(Glitterhouse / Venus 2005)
Cresciuta in Tennessee a razioni di honky tonk music e torte di mele, a Patsy Cline in breve la ragazza preferisce X e Gun Club spiaccicando le torte in faccia su babbo e nonno, bravi musicisti di bluegrass. Salvo poi tornare almeno parzialmente all’ovile come dimostrano le splendide melodie gothic country di questa sua seconda opera.
Dei Sixteen Horsepower meno ombrosi e drammatici? Una Loretta Lynn in acido? Comunque sia i dodici (non undici come indicato nella track list) brani di “The Luxury Of Sin” ammaliano e conquistano grazie alla voce ipnotica e sensuale di Leslie Woods (autrice di tutte le liriche) e alla sommessa ritmica della sua Dark Mountain Orchid: chitarra, basso, batteria, tastiere in punta di dita e, of course, banjo.
Voce dolente e sporca, chitarre liquide, l’ascolto di queste murder ballads è assolutamente consigliato a chi ama l’America rurale, Flannery O’ Connor, il noir e l’Appalachian gothic, qualsiasi cosa ciò voglia dire. Dall’iniziale Train (“”Train I ride where you going/You’re bound to New Orleans…”) alla tenue, sussurrata, I’m What, bluesata e chitarristica, fino alla stupenda Little Bit Of Me), è complicato restare indifferenti.

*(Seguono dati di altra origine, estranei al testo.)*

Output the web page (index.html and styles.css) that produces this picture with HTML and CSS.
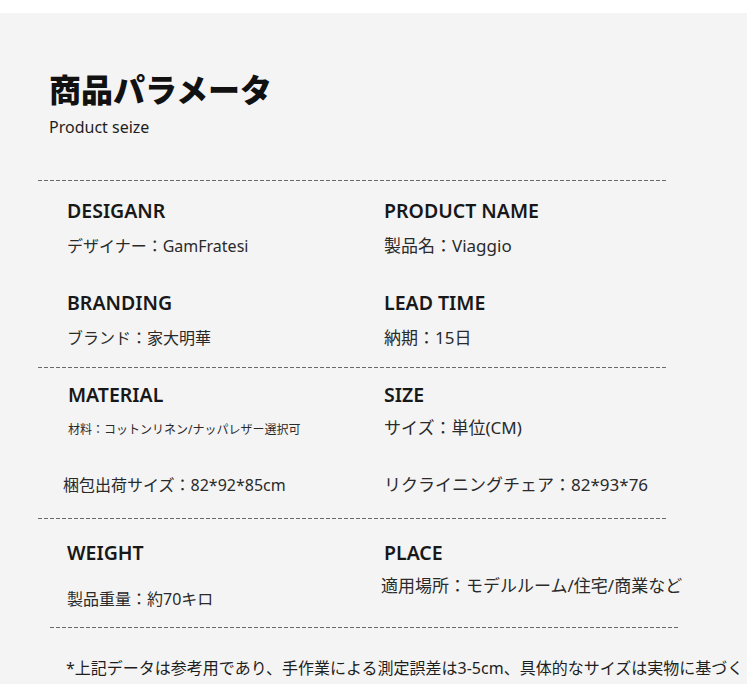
FILE: index.html
```html
<!DOCTYPE html>
<html lang="ja">
<head>
<meta charset="utf-8">
<title>商品パラメータ</title>
<link rel="stylesheet" href="styles.css">
</head>
<body>
<div class="panel">
  <header class="head">
    <h1 class="title">商品パラメータ</h1>
    <p class="subtitle">Product seize</p>
  </header>

  <div class="rule"></div>

  <section class="sec sec1">
    <div class="col">
      <div class="item">
        <h2 class="label">DESIGANR</h2>
        <p class="value">デザイナー：GamFratesi</p>
      </div>
      <div class="item item-next">
        <h2 class="label">BRANDING</h2>
        <p class="value">ブランド：家大明華</p>
      </div>
    </div>
    <div class="col">
      <div class="item">
        <h2 class="label">PRODUCT NAME</h2>
        <p class="value value-r">製品名：Viaggio</p>
      </div>
      <div class="item item-next">
        <h2 class="label">LEAD TIME</h2>
        <p class="value value-r">納期：15日</p>
      </div>
    </div>
  </section>

  <div class="rule"></div>

  <section class="sec sec2">
    <div class="col">
      <h2 class="label">MATERIAL</h2>
      <p class="small">材料：コットンリネン/ナッパレザー選択可</p>
      <p class="value pack">梱包出荷サイズ：82*92*85cm</p>
    </div>
    <div class="col">
      <h2 class="label">SIZE</h2>
      <p class="value value-r unit">サイズ：単位(CM)</p>
      <p class="value value-r chair">リクライニングチェア：82*93*76</p>
    </div>
  </section>

  <div class="rule"></div>

  <section class="sec sec3">
    <div class="col">
      <h2 class="label">WEIGHT</h2>
      <p class="value weight">製品重量：約70キロ</p>
    </div>
    <div class="col">
      <h2 class="label">PLACE</h2>
      <p class="value value-r place">適用場所：モデルルーム/住宅/商業など</p>
    </div>
  </section>

  <div class="rule rule-shift"></div>

  <p class="note">*上記データは参考用であり、手作業による測定誤差は3-5cm、具体的なサイズは実物に基づく</p>
</div>
</body>
</html>
```

FILE: styles.css
```css
* {
  box-sizing: border-box;
}

html, body {
  margin: 0;
  padding: 0;
  background: #ffffff;
}

body {
  font-family: "Noto Sans", "Noto Sans CJK JP", sans-serif;
  color: #222;
  overflow: hidden;
  height: 684px;
}

.panel {
  margin-top: 13px;
  width: 747px;
  min-height: 671px;
  background: #f4f4f4;
  padding-top: 56px;
}

.head {
  padding-left: 49px;
}

.title {
  margin: 0;
  font-family: "Noto Sans CJK JP", sans-serif;
  font-size: 32px;
  line-height: 38px;
  font-weight: 900;
  color: #111111;
  letter-spacing: 0;
}

.subtitle {
  margin: 9px 0 0;
  font-size: 16px;
  line-height: 22px;
  color: #1e1e1e;
}

.rule {
  margin-top: 42px;
  margin-left: 38px;
  width: 628px;
  height: 1px;
  background: repeating-linear-gradient(90deg, #6a6a6a 0 4px, transparent 4px 6px);
}

.sec + .rule {
  margin-top: 0;
}

.rule-shift {
  margin-left: 50px;
}

.sec {
  display: grid;
  grid-template-columns: 317px 1fr;
  padding-left: 67px;
}

.col {
  display: flex;
  flex-direction: column;
  align-items: flex-start;
}

.label {
  margin: 0;
  font-size: 19.5px;
  line-height: 26px;
  font-weight: 600;
  color: #181818;
}

.value {
  margin: 0;
  font-size: 16px;
  line-height: 24px;
  color: #2a2a2a;
  white-space: nowrap;
}

.value-r {
  font-size: 17px;
}

.small {
  margin: 13px 0 0;
  font-size: 12px;
  line-height: 18px;
  color: #2a2a2a;
  white-space: nowrap;
}

/* section 1 */
.sec1 {
  padding-top: 16.5px;
  padding-bottom: 17.5px;
}

.item .value {
  margin-top: 10px;
}

.item-next {
  margin-top: 32px;
}

/* section 2 */
.sec2 {
  padding-top: 13.5px;
  padding-bottom: 21px;
}

.sec2 .col:first-child {
  padding-left: 1px;
}

.pack {
  margin-top: 34.5px;
  margin-left: -5px;
}

.unit {
  margin-top: 8px;
}

.chair {
  margin-top: 33.5px;
}

/* section 3 */
.sec3 {
  padding-top: 20.5px;
  padding-bottom: 16px;
}

.weight {
  margin-top: 21.5px;
}

.place {
  margin-top: 8px;
  margin-left: -3px;
}

.note {
  margin: 27.5px 0 0;
  padding-left: 66px;
  font-size: 16px;
  line-height: 24px;
  color: #1e1e1e;
  white-space: nowrap;
}
```
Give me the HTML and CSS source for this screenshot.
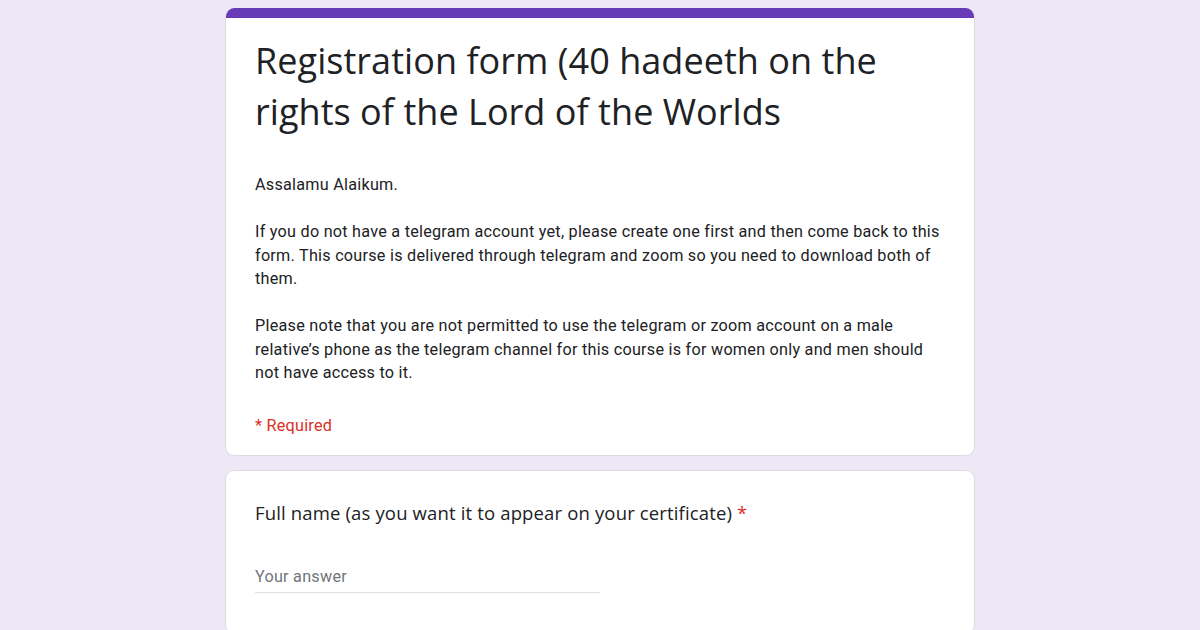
FILE: index.html
```html
<!DOCTYPE html>
<html lang="en">
<head>
<meta charset="utf-8">
<title>Registration form</title>
<link rel="stylesheet" href="styles.css">
</head>
<body>
<main class="form">
  <section class="card header-card">
    <div class="accent"></div>
    <div class="card-body header-body">
      <h1 class="title">Registration form (40 hadeeth on the rights of the Lord of the Worlds</h1>
      <div class="desc">
        <p>Assalamu Alaikum.</p>
        <p>If you do not have a telegram account yet, please create one first and then come back to this form. This course is delivered through telegram and zoom so you need to download both of them.</p>
        <p>Please note that you are not permitted to use the telegram or zoom account on a male relative’s phone as the telegram channel for this course is for women only and men should not have access to it.</p>
      </div>
      <div class="required-note">* Required</div>
    </div>
  </section>
  <section class="card question-card">
    <div class="card-body question-body">
      <div class="question">Full name (as you want it to appear on your certificate) <span class="star">*</span></div>
      <div class="answer"><span class="placeholder">Your answer</span></div>
    </div>
  </section>
</main>
</body>
</html>
```
FILE: styles.css
```css
html, body {
  margin: 0;
  padding: 0;
  background: #ede7f6;
  height: 100%;
  overflow: hidden;
}
.form {
  width: 750px;
  margin: 8px auto 0;
  display: flex;
  flex-direction: column;
  gap: 14px;
}
.card {
  background: #fff;
  border: 1px solid #dadce0;
  border-radius: 9px;
  overflow: hidden;
}
.header-card {
  border-top: none;
}
.accent {
  height: 10px;
  background: #673ab7;
  margin: 0 -1px;
}
.card-body {
  padding: 0 29px 0 29px;
}
.header-body {
  padding-top: 17px;
  padding-bottom: 18px;
}
.title {
  margin: 0;
  font-family: "Open Sans", "Liberation Sans", sans-serif;
  font-weight: 400;
  font-size: 36px;
  line-height: 51px;
  color: #202124;
  letter-spacing: 0.05px;
}
.desc {
  margin-top: 36px;
  font-family: Roboto, "Liberation Sans", sans-serif;
  font-size: 16.2px;
  line-height: 23.5px;
  letter-spacing: 0.25px;
  color: #202124;
}
.desc p {
  margin: 0 0 23.5px;
}
.desc p:last-child {
  margin-bottom: 0;
}
.required-note {
  margin-top: 29px;
  font-family: Roboto, "Liberation Sans", sans-serif;
  font-size: 16.2px;
  line-height: 23.5px;
  letter-spacing: 0.25px;
  color: #d93025;
}
.question-body {
  padding-top: 28px;
  padding-bottom: 40px;
}
.question {
  font-family: "Open Sans", "Liberation Sans", sans-serif;
  font-size: 18.5px;
  line-height: 28px;
  color: #202124;
  letter-spacing: 0.15px;
}
.star {
  color: #d93025;
}
.answer {
  margin-top: 38px;
  width: 345px;
  padding-bottom: 3px;
  border-bottom: 1px solid #e0e0e0;
}
.placeholder {
  display: block;
  font-family: Roboto, "Liberation Sans", sans-serif;
  font-size: 16.2px;
  line-height: 23.5px;
  letter-spacing: 0.25px;
  color: #70757a;
}
```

Inutile evocare influenze e più illustri referenti, ce ne sono troppi, ma Leslie Woods ha una sua personalità e sentiremo ancora parlare di lei.
Last but not least: al disco è allegata l’opera prima della Woods, “Velvet Sky” con tanto di packaging originale: di solo un pelo inferiore a “The Luxury Of Sin”.